Authors: The book describes the architecture of SAP S/4HANA in three parts. The first part of the book introduces the architecture challenges of modern ERP software and describes the technical foundation of SAP S/4HANA.
It gives an overview of topics such as the virtual data model, the ABAP RESTful application programming model, analytics, extensibility, integration, and machine learning. The second part is about the business-level architecture of the core applications of SAP S/4HANA, for example, finance, sales, procurement, and logistics and manufacturing. This part explains the building blocks of the different applications and how they communicate and interact. The main functions, business objects, and data flows are explained and visualized with architecture diagrams.
The third part of the book focuses on SAP S/4HANA Cloud. It describes the specific architecture concepts designed to achieve the expected cloud qualities and outlines several aspects of operating SAP S/4HANA Cloud. This includes, for example, scoping and configuration, simplified identity and access management, printing from the cloud, multi-tenancy, cloud security, and compliance.
ASUG: How has your background prepared you to write this book?
Authors: The chapters of the book were written by more than 60 experts from the SAP S/4HANA development organization, including managers, architects, developers, and product owners.

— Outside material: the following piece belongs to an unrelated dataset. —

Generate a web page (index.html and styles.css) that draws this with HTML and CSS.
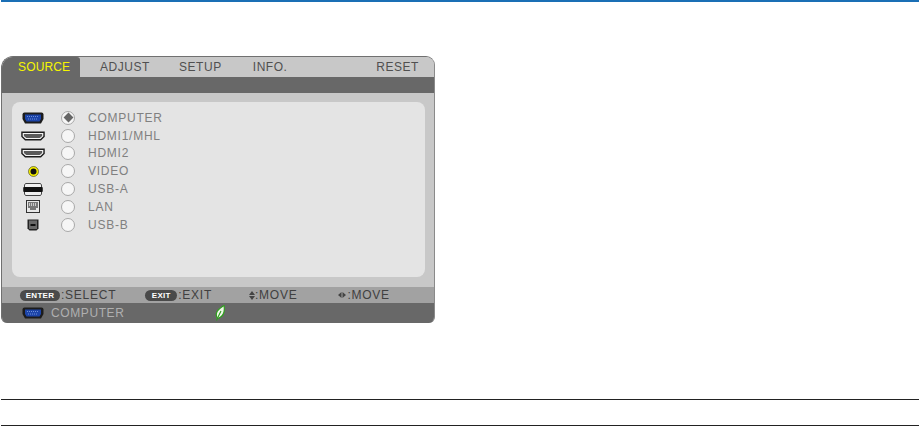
FILE: index.html
```html
<!DOCTYPE html>
<html lang="en">
<head>
  <meta charset="UTF-8" />
  <title>Source menu</title>
  <link rel="stylesheet" href="styles.css">
</head>
<body>
  <svg class="defs" width="0" height="0">
    <symbol id="vga" viewBox="0 0 22 12">
      <path d="M2.500 .5H19.500Q21.500 .5 21.500 2.500V7L19 11.500H3L.5 7V2.500Q.5 .5 2.500 .5Z" fill="#1c1c1c"/>
      <path d="M3 2.500H19V7L17.500 9.500H4.500L3 7Z" fill="#1c44a8"/>
      <path d="M5 4.500H17M6 7H16" stroke="#6f8fd8" stroke-width="1" stroke-dasharray="1 1"/>
    </symbol>
    <symbol id="hdmi" viewBox="0 0 25 10">
      <path d="M1 1H24V5.500L20.500 9H4.500L1 5.500Z" fill="#f4f4f4" stroke="#1c1c1c" stroke-width="1.500"/>
      <path d="M3 3H22V5L19.500 7H5.500L3 5Z" fill="#5a5a5a"/>
    </symbol>
  </svg>

  <div class="top-line"></div>

  <!-- Projector on-screen menu -->
  <div class="osd">
    <div class="tabs">
      <div class="tab tab-active">SOURCE</div>
      <div class="tab tab-adjust">ADJUST</div>
      <div class="tab tab-setup">SETUP</div>
      <div class="tab tab-info">INFO.</div>
      <div class="tab tab-reset">RESET</div>
    </div>
    <div class="band"></div>

    <div class="body">
      <div class="panel">
        <div class="row">
          <span class="icon"><svg class="ic-vga"><use href="#vga"/></svg></span>
          <span class="radio radio-on"></span>
          <span class="label">COMPUTER</span>
        </div>
        <div class="row">
          <span class="icon"><svg class="ic-hdmi"><use href="#hdmi"/></svg></span>
          <span class="radio"></span>
          <span class="label">HDMI1/MHL</span>
        </div>
        <div class="row">
          <span class="icon"><svg class="ic-hdmi"><use href="#hdmi"/></svg></span>
          <span class="radio"></span>
          <span class="label">HDMI2</span>
        </div>
        <div class="row">
          <span class="icon">
            <svg width="11" height="11" viewBox="0 0 11 11">
              <circle cx="5.500" cy="5.500" r="5" fill="#f4ee00" stroke="#3a3a20" stroke-width=".6"/>
              <circle cx="5.500" cy="5.500" r="3" fill="#111"/>
            </svg>
          </span>
          <span class="radio"></span>
          <span class="label">VIDEO</span>
        </div>
        <div class="row">
          <span class="icon">
            <svg width="20" height="13" viewBox="0 0 20 13">
              <path d="M2.500 .5H17.500L18.500 2V11L17.500 12.500H2.500L1.500 11V2Z" fill="#f0f0f0" stroke="#444"/>
              <path d="M1.500 4.500H.5V8.500H1.500M18.500 4.500H19.500V8.500H18.500" fill="#ddd" stroke="#444"/>
              <rect x="1" y="4" width="18" height="5" fill="#111"/>
            </svg>
          </span>
          <span class="radio"></span>
          <span class="label">USB-A</span>
        </div>
        <div class="row">
          <span class="icon">
            <svg width="14" height="13" viewBox="0 0 14 13">
              <rect x=".5" y=".5" width="13" height="12" fill="#e8e8e8" stroke="#333"/>
              <path d="M2 2H12V8H10V10H4V8H2Z" fill="#777"/>
              <path d="M3.500 3V6M5.500 3V6M7.500 3V6M9.500 3V6" stroke="#eee" stroke-width=".7"/>
            </svg>
          </span>
          <span class="radio"></span>
          <span class="label">LAN</span>
        </div>
        <div class="row">
          <span class="icon">
            <svg width="12" height="12" viewBox="0 0 12 12">
              <path d="M.5 .5H11.500V9.500L9.500 11.500H2.500L.5 9.500Z" fill="#222"/>
              <rect x="2" y="1.500" width="8" height="8.500" fill="#6a6a6a"/>
              <rect x="3.500" y="5" width="5" height="2" fill="#111"/>
            </svg>
          </span>
          <span class="radio"></span>
          <span class="label">USB-B</span>
        </div>
      </div>
    </div>

    <div class="hints">
      <span class="key key-enter">ENTER</span><span class="hint hint-select">:SELECT</span>
      <span class="key key-exit">EXIT</span><span class="hint hint-exit">:EXIT</span>
      <svg class="arrows arrows-ud" width="6" height="9" viewBox="0 0 6 9"><path d="M3 0L6 4H0ZM0 5H6L3 9Z" fill="#444"/></svg>
      <span class="hint">:MOVE</span>
      <svg class="arrows arrows-lr" width="8" height="6" viewBox="0 0 8 6"><path d="M0 3L3.500 0V6ZM4.500 0L8 3L4.500 6Z" fill="#444"/></svg>
      <span class="hint hint-last">:MOVE</span>
    </div>

    <div class="status">
      <svg class="ic-vga status-icon"><use href="#vga"/></svg>
      <span class="status-name">COMPUTER</span>
      <svg class="leaf" width="10" height="16" viewBox="0 0 10 16">
        <path d="M9 .5C10 6 8.500 11 4 13C1.500 14 1 10 1.500 8C2.500 4.500 6 2.500 9 .5Z" fill="#eef6e8" stroke="#2f9f1e" stroke-width="1.200"/>
        <path d="M6 6C4.500 9 3 12 1.500 15.500" fill="none" stroke="#2f9f1e" stroke-width="1.100"/>
      </svg>
    </div>
  </div>

  <div class="rule rule-first"></div>
  <div class="rule rule-second"></div>
</body>
</html>
```

FILE: styles.css
```css
/* Reset */
* {
  margin: 0;
  padding: 0;
  box-sizing: border-box;
}
body {
  background: #fff;
  font-family: "Liberation Sans", Arial, sans-serif;
  height: 426px;
  overflow: hidden;
}
.defs {
  display: block;
  height: 0;
}

/* Page lines */
.top-line {
  height: 2px;
  margin-left: 1px;
  background: #1a6fb5;
}
.rule {
  height: 1px;
  margin-left: 1px;
  background: #222;
}
.rule-first {
  margin-top: 76px;
}
.rule-second {
  margin-top: 25px;
}

/* On-screen menu */
.osd {
  width: 434px;
  height: 267px;
  margin: 54px 0 0 1px;
  border-radius: 12px 9px 6px 6px;
  border-left: 1px solid #707070;
  border-right: 1px solid #8a8a8a;
  border-top: 1px solid #707070;
  background: #c8c8c8;
  overflow: hidden;
  display: flex;
  flex-direction: column;
}

/* Tabs */
.tabs {
  display: flex;
  height: 20px;
  background: #c8c8c8;
}
.tab {
  font-size: 12px;
  line-height: 20px;
  letter-spacing: 0.55px;
  color: #505050;
}
.tab-active {
  width: 78px;
  padding-left: 16px;
  background: #686868;
  color: #f6f600;
  letter-spacing: 0.15px;
  border-top-right-radius: 3px;
}
.tab-adjust {
  margin-left: 20px;
}
.tab-setup {
  margin-left: 29px;
}
.tab-info {
  margin-left: 31px;
}
.tab-reset {
  margin-left: auto;
  margin-right: 15px;
}
.band {
  height: 16px;
  background: #686868;
}

/* Source list */
.body {
  height: 194px;
  padding: 9px 9px 10px 10px;
}
.panel {
  height: 175px;
  padding: 7px 0 0 9px;
  background: #e4e4e4;
  border-radius: 8px;
}
.row {
  display: flex;
  align-items: center;
  height: 17.8px;
}
.icon {
  width: 24px;
  display: flex;
  justify-content: center;
  align-items: center;
}
.ic-vga {
  width: 22px;
  height: 12px;
}
.ic-hdmi {
  width: 25px;
  height: 10px;
}
.radio {
  width: 14px;
  height: 14px;
  margin-left: 16px;
  background: #f6f6f6;
  border: 1px solid #a8a8a8;
  border-radius: 50%;
  position: relative;
}
.radio-on::after {
  content: "";
  position: absolute;
  left: 2.500px;
  top: 2.500px;
  width: 7px;
  height: 7px;
  background: #666;
  transform: rotate(45deg);
}
.label {
  margin-left: 13px;
  font-size: 12px;
  letter-spacing: 0.75px;
  color: #808080;
}

/* Key hints */
.hints {
  height: 16px;
  display: flex;
  align-items: center;
  padding-left: 18px;
  background: #a2a2a2;
}
.key {
  height: 11px;
  border-radius: 6px;
  background: #4a4a4a;
  color: #fff;
  font-size: 8px;
  font-weight: bold;
  line-height: 11px;
  text-align: center;
  letter-spacing: 0.3px;
}
.key-enter {
  width: 40px;
}
.key-exit {
  width: 32px;
  margin-left: 29px;
}
.hint {
  font-size: 12px;
  letter-spacing: 0.75px;
  color: #404040;
}
.hint-select {
  margin-left: 1px;
}
.hint-exit {
  margin-left: 1px;
}
.hint-last {
  margin-left: 1px;
}
.arrows-ud {
  margin-left: 37px;
}
.arrows-lr {
  margin-left: 41px;
}

/* Status bar */
.status {
  flex: 1;
  display: flex;
  align-items: center;
  padding-left: 20px;
  background: #686868;
}
.status-name {
  margin-left: 7px;
  font-size: 12px;
  letter-spacing: 0.6px;
  color: #b0b0b0;
}
.leaf {
  margin-left: 91px;
}
```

The editors Thomas, Tobias, Jochen, and Wolfram have deep experience in SAP S/4HANA, SAP ERP, and SAP technology as executives or software architects.
ASUG: What do you hope readers get out of your book?
Authors: The goal of the book is to give you a solid conceptual understanding of SAP S/4HANA architecture, including its main components with their functions, data, and interactions.
You get a holistic technical overview of the SAP S/4HANA technology from different angles, including architecture principles, technical foundation, applications, and cloud operations.
With this conceptual understanding, you can make better technical decisions, and you get a great starting point for further learning and exploring the different components.